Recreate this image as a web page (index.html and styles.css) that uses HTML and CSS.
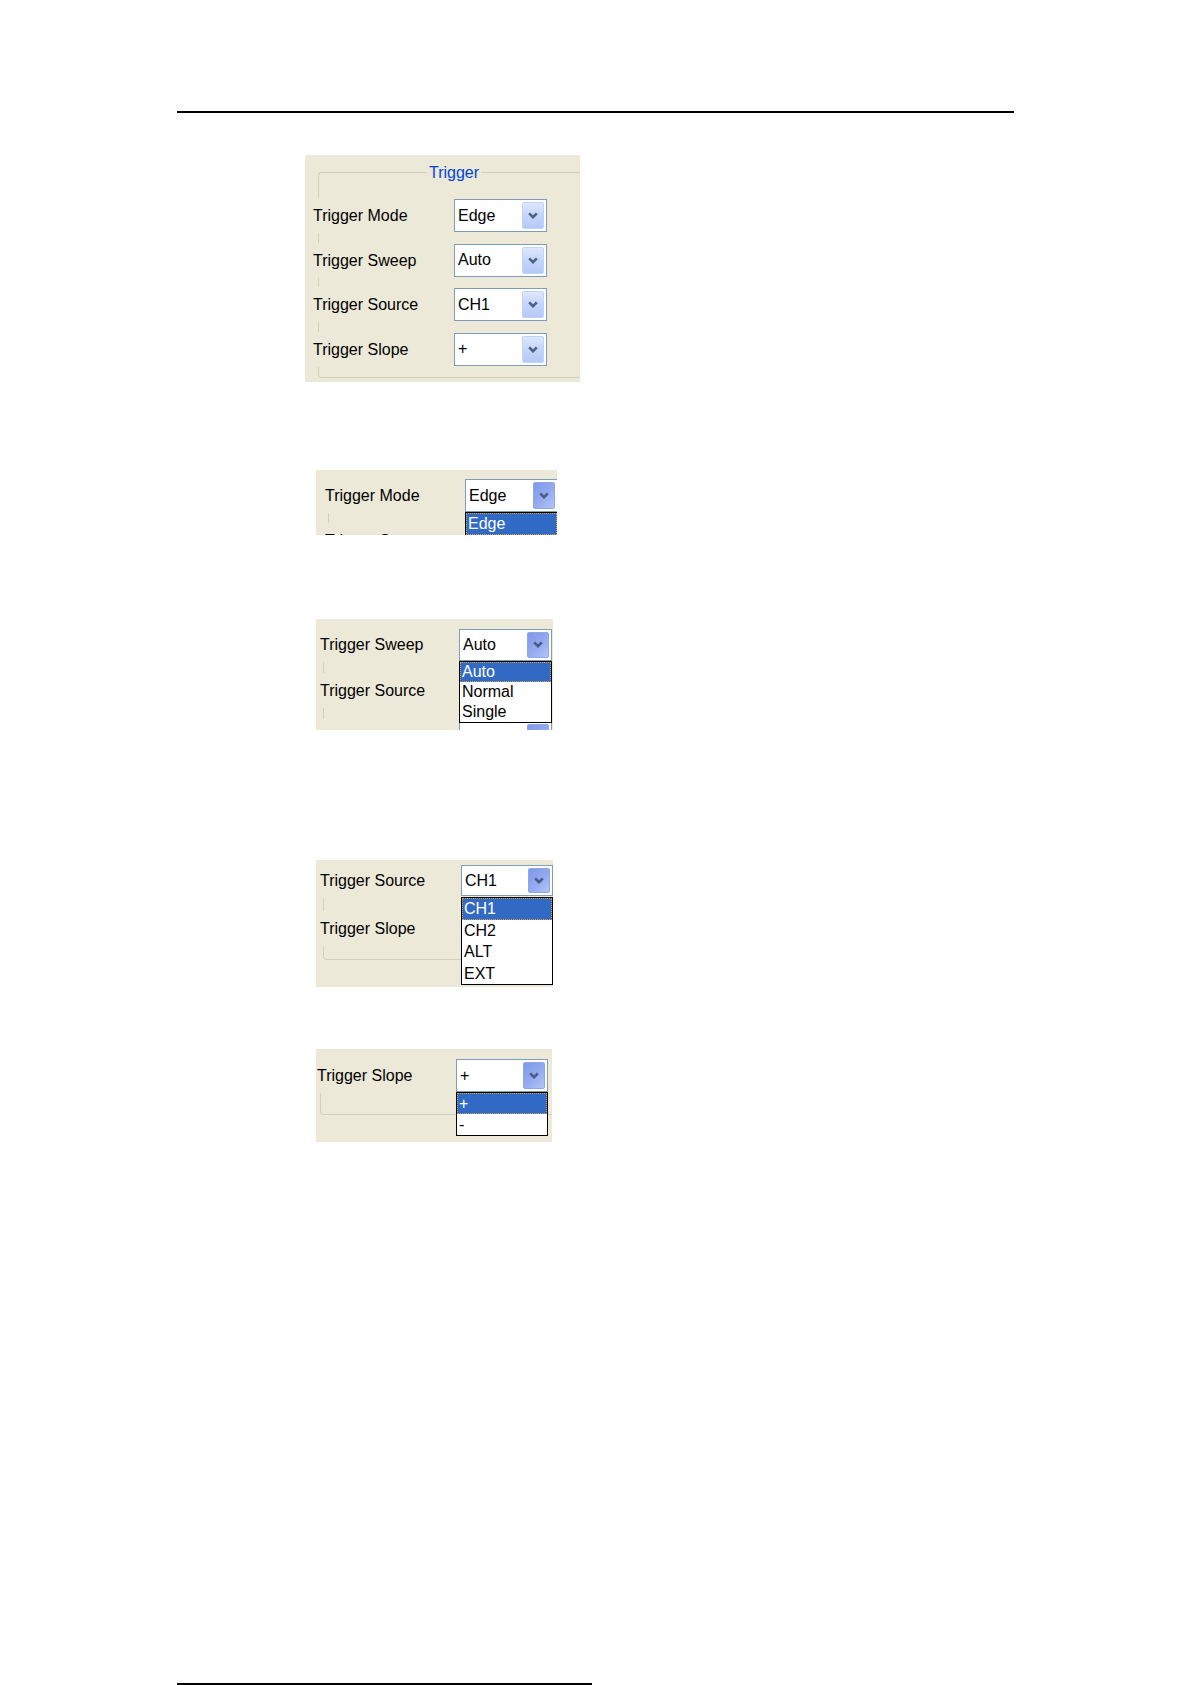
FILE: index.html
```html
<!DOCTYPE html>
<html>
<head>
<meta charset="utf-8">
<link rel="stylesheet" href="styles.css">
</head>
<body>
<div class="page">
  <div class="rule"></div>

  <div class="fig f1">
    <div class="gbox">
      <div class="gtitle">Trigger</div>
      <div class="rows">
        <div class="row"><span class="lbl">Trigger Mode</span><div class="sel"><span class="val">Edge</span><span class="btn"><svg width="10" height="7" viewBox="0 0 10 7"><polyline points="1.2,1.3 5,5.2 8.8,1.3" fill="none" stroke="#4d6185" stroke-width="2.6"/></svg></span></div></div>
        <div class="row"><span class="lbl">Trigger Sweep</span><div class="sel"><span class="val">Auto</span><span class="btn"><svg width="10" height="7" viewBox="0 0 10 7"><polyline points="1.2,1.3 5,5.2 8.8,1.3" fill="none" stroke="#4d6185" stroke-width="2.6"/></svg></span></div></div>
        <div class="row"><span class="lbl">Trigger Source</span><div class="sel"><span class="val">CH1</span><span class="btn"><svg width="10" height="7" viewBox="0 0 10 7"><polyline points="1.2,1.3 5,5.2 8.8,1.3" fill="none" stroke="#4d6185" stroke-width="2.6"/></svg></span></div></div>
        <div class="row"><span class="lbl">Trigger Slope</span><div class="sel"><span class="val">+</span><span class="btn"><svg width="10" height="7" viewBox="0 0 10 7"><polyline points="1.2,1.3 5,5.2 8.8,1.3" fill="none" stroke="#4d6185" stroke-width="2.6"/></svg></span></div></div>
      </div>
    </div>
  </div>

  <div class="fig f2">
    <div class="gbox">
      <div class="rows">
        <div class="row"><span class="lbl">Trigger Mode</span><div class="sel"><span class="val">Edge</span><span class="btn pressed"><svg width="10" height="7" viewBox="0 0 10 7"><polyline points="1.2,1.3 5,5.2 8.8,1.3" fill="none" stroke="#4a5c86" stroke-width="2.6"/></svg></span>
          <div class="list"><div class="opt on">Edge</div></div></div></div>
        <div class="row"><span class="lbl">Trigger Sweep</span><div class="sel"><span class="val">Auto</span><span class="btn"></span></div></div>
      </div>
    </div>
  </div>

  <div class="fig f3">
    <div class="gbox">
      <div class="rows">
        <div class="row"><span class="lbl">Trigger Sweep</span><div class="sel"><span class="val">Auto</span><span class="btn pressed"><svg width="10" height="7" viewBox="0 0 10 7"><polyline points="1.2,1.3 5,5.2 8.8,1.3" fill="none" stroke="#4a5c86" stroke-width="2.6"/></svg></span>
          <div class="list"><div class="opt on">Auto</div><div class="opt">Normal</div><div class="opt">Single</div></div></div></div>
        <div class="row"><span class="lbl">Trigger Source</span><div class="sel"><span class="val">CH1</span><span class="btn"></span></div></div>
        <div class="row"><span class="lbl">Trigger Slope</span><div class="sel"><span class="val">+</span><span class="btn pressed"></span></div></div>
      </div>
    </div>
  </div>

  <div class="fig f4">
    <div class="gbox">
      <div class="rows">
        <div class="row"><span class="lbl">Trigger Source</span><div class="sel"><span class="val">CH1</span><span class="btn pressed"><svg width="10" height="7" viewBox="0 0 10 7"><polyline points="1.2,1.3 5,5.2 8.8,1.3" fill="none" stroke="#4a5c86" stroke-width="2.6"/></svg></span>
          <div class="list"><div class="opt on">CH1</div><div class="opt">CH2</div><div class="opt">ALT</div><div class="opt">EXT</div></div></div></div>
        <div class="row"><span class="lbl">Trigger Slope</span><div class="sel"><span class="val">+</span><span class="btn"></span></div></div>
      </div>
    </div>
  </div>

  <div class="fig f5">
    <div class="gbox">
      <div class="rows">
        <div class="row"><span class="lbl">Trigger Slope</span><div class="sel"><span class="val">+</span><span class="btn pressed"><svg width="10" height="7" viewBox="0 0 10 7"><polyline points="1.2,1.3 5,5.2 8.8,1.3" fill="none" stroke="#4a5c86" stroke-width="2.6"/></svg></span>
          <div class="list"><div class="opt on">+</div><div class="opt">-</div></div></div></div>
      </div>
    </div>
  </div>

  <div class="footrule"></div>
</div>
</body>
</html>
```

FILE: styles.css
```css
body {
  margin: 0;
  background: #fff;
  font-family: "Liberation Sans", Arial, sans-serif;
  font-size: 16px;
  color: #000;
}
.page {
  padding-top: 111px;
}
.rule {
  margin-left: 177px;
  width: 837px;
  height: 2px;
  background: #000;
}
.fig {
  background: #ece9d8;
  overflow: hidden;
  position: relative;
}
.gbox {
  border: 1px solid #d0d0bf;
  border-right: none;
  margin-right: -40px;
}
.gtitle {
  width: fit-content;
  margin: -9px 0 0 108px;
  padding: 0 2px;
  background: #ece9d8;
  color: #0046d5;
  line-height: 18px;
}
.rows {
  display: flex;
  flex-direction: column;
}
.row {
  display: grid;
  align-items: center;
}
.lbl {
  justify-self: start;
  background: #ece9d8;
  height: 35px;
  line-height: 35px;
  margin: -1px 0;
  white-space: nowrap;
}
.sel {
  position: relative;
  box-sizing: border-box;
  height: 33px;
  border: 1px solid #7f9db9;
  background: #fff;
  display: flex;
  align-items: stretch;
  padding: 2px 2px 2px 3px;
}
.val {
  flex: 1;
  display: flex;
  align-items: center;
  white-space: nowrap;
}
.btn {
  width: 22px;
  box-sizing: border-box;
  border: 1px solid #c3d3f8;
  border-radius: 2px;
  background: linear-gradient(180deg, #dde7fe 0%, #c7d7fb 45%, #b5c9f7 100%);
  display: flex;
  align-items: center;
  justify-content: center;
}
.btn.pressed {
  border-color: #8fa6ea;
  background: linear-gradient(135deg, #7f99ea 0%, #94abf0 55%, #b3c5f6 100%);
}
.list {
  position: absolute;
  left: -1px;
  right: -1px;
  top: calc(100% + 1px);
  background: #fff;
  border: 1px solid #000;
  z-index: 2;
}
.opt {
  height: 20px;
  line-height: 20px;
  padding-left: 2px;
  white-space: nowrap;
}
.opt.on {
  background: #316ac5;
  color: #fff;
  outline: 1px dotted #d8a040;
  outline-offset: -1px;
}

/* figure 1: full group box */
.f1 {
  margin: 42px 0 0 305px;
  width: 275px;
  height: 227px;
}
.f1 .gbox {
  margin-top: 17px;
  margin-left: 13px;
  height: 204px;
  border-radius: 4px 0 0 4px;
}
.f1 .rows {
  margin: 17px 0 0 -6px;
  gap: 11.5px;
}
.f1 .row {
  grid-template-columns: 141px 93px;
}

/* figure 2 */
.f2 {
  margin: 88px 0 0 316px;
  width: 241px;
  height: 65px;
}
.f2 .gbox {
  margin-left: 12px;
  border-top: none;
  height: 200px;
}
.f2 .rows {
  margin: 9px 0 0 -4px;
  gap: 11.5px;
}
.f2 .row {
  grid-template-columns: 140px 93px;
}
.f2 .opt {
  height: 22px;
  line-height: 22px;
}

/* figure 3 */
.f3 {
  margin: 84px 0 0 316px;
  width: 237px;
  height: 111px;
}
.f3 .gbox {
  margin-left: 7px;
  border-top: none;
  height: 200px;
}
.f3 .rows {
  margin: 9px 0 0 -4px;
  gap: 13px;
}
.f3 .row {
  grid-template-columns: 139px 93px;
}
.f3 .sel {
  height: 32px;
}

/* figure 4 */
.f4 {
  margin: 130px 0 0 316px;
  width: 237px;
  height: 127px;
}
.f4 .gbox {
  margin-left: 7px;
  border-top: none;
  height: 95px;
  border-radius: 0 0 0 4px;
}
.f4 .rows {
  margin: 4px 0 0 -4px;
  gap: 15px;
}
.f4 .row {
  grid-template-columns: 141px 92px;
}
.f4 .sel {
  height: 31px;
}
.f4 .list {
  top: calc(100% + 2px);
}
.f4 .opt {
  height: 21.5px;
  line-height: 21.5px;
}

/* figure 5 */
.f5 {
  margin: 62px 0 0 316px;
  width: 236px;
  height: 93px;
}
.f5 .gbox {
  margin-left: 4px;
  border-top: none;
  height: 55px;
  border-radius: 0 0 0 4px;
}
.f5 .rows {
  margin: 10px 0 0 -4px;
}
.f5 .row {
  grid-template-columns: 139px 92px;
}
.f5 .opt {
  height: 21px;
  line-height: 21px;
}

.footrule {
  margin: 541px 0 0 177px;
  width: 415px;
  height: 2px;
  background: #000;
}
```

○ ○ ○

Which lines hold the word "page"? Show each one.

Recreate this image as a web page (index.html and styles.css) that uses HTML and CSS.
<div class="page">
.page {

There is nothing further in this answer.